Structural Engineer Investigating Miami Building Collapse Also Responded To Bombing Of Murrah Building

Thursday, July 22nd 2021, 11:00 pm
By: Clayton Cummins

A well-known structural engineer is in Miami this week working to figure out what caused a devastating condo building collapse last month.

Authorities have now identified 97 victims after the Champlain Towers South condo building partially collapsed on June 24 in Miami.

Structural engineer Allyn Kilsheimer was called on by the town of Surfside to determine what caused the collapse and why.

Before Kilsheimer arrived to Miami, he has investigated numerous catastrophic building failures such as the September 11 terrorist attacks. It has also been nearly three decades since he first stepped foot outside the Murrah Federal Building in 1995 to begin an investigation.

In Miami, Kilsheimer said he is now being forced to have to work backwards.

“Usually, I try to interview whoever was around at the time because what they heard and what they saw is sometimes very helpful,” Kilsheimer said. “The longer you wait to talk to them, the more they forget and the more the lawyers get to them to tell them to forget.”

Beginning those interviews has not been possible, Kilsheimer said.

Access to the collapse site and everything associated has been denied as rescue efforts continue and police designate the area a crime scene.

“We don’t have access to the off-site storage facilities where they have been taking pieces and rubble,” Kilsheimer said. “We are trying to work that out, the site is essentially currently under the control of the Miami Police Department.”

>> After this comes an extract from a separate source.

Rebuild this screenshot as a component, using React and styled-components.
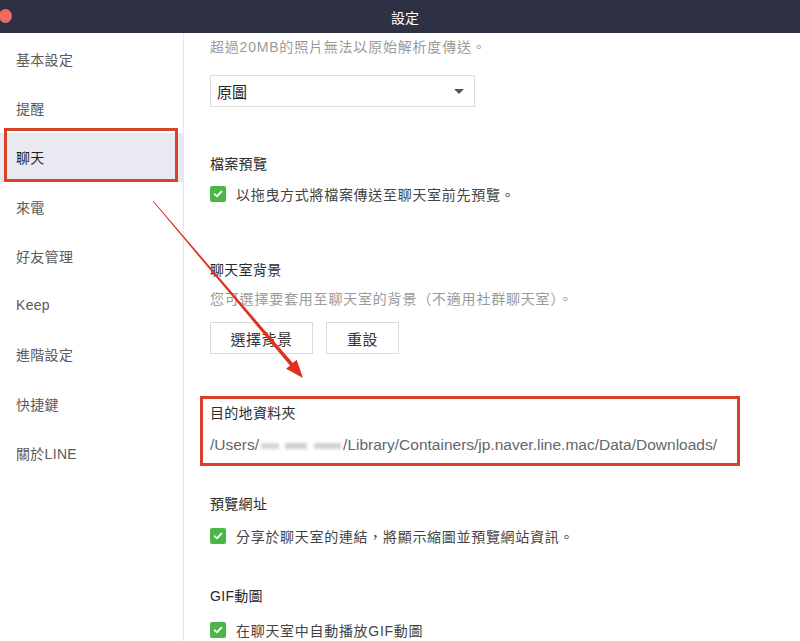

To make time away from the office in Washington D.C. useful, Kilsheimer said he and a team are inspecting numerous records along with 15 buildings nearby for clues.

“In order to plug certain information into all our models and our thoughts on the south building, we need to have the access to the debris pile and the crushed debris,” Kilsheimer said. “The first more important thing in my mind is the site so we can check the below ground conditions.”

Until full access is granted, Kilsheimer said getting to work on what happened is stalled. It is all answers family of victims and engineers nationwide anxiously await.

“I’ve got about 30 different things that I think could of caused something like this,” Kilsheimer said. “I probably have eliminated or at least moved to the bottom of the list one, two, or three things but I have also added one, two or three more.”

Kilsheimer said if he doesn’t have full access soon, he’s heading back to D.C. but can return at a moment’s notice.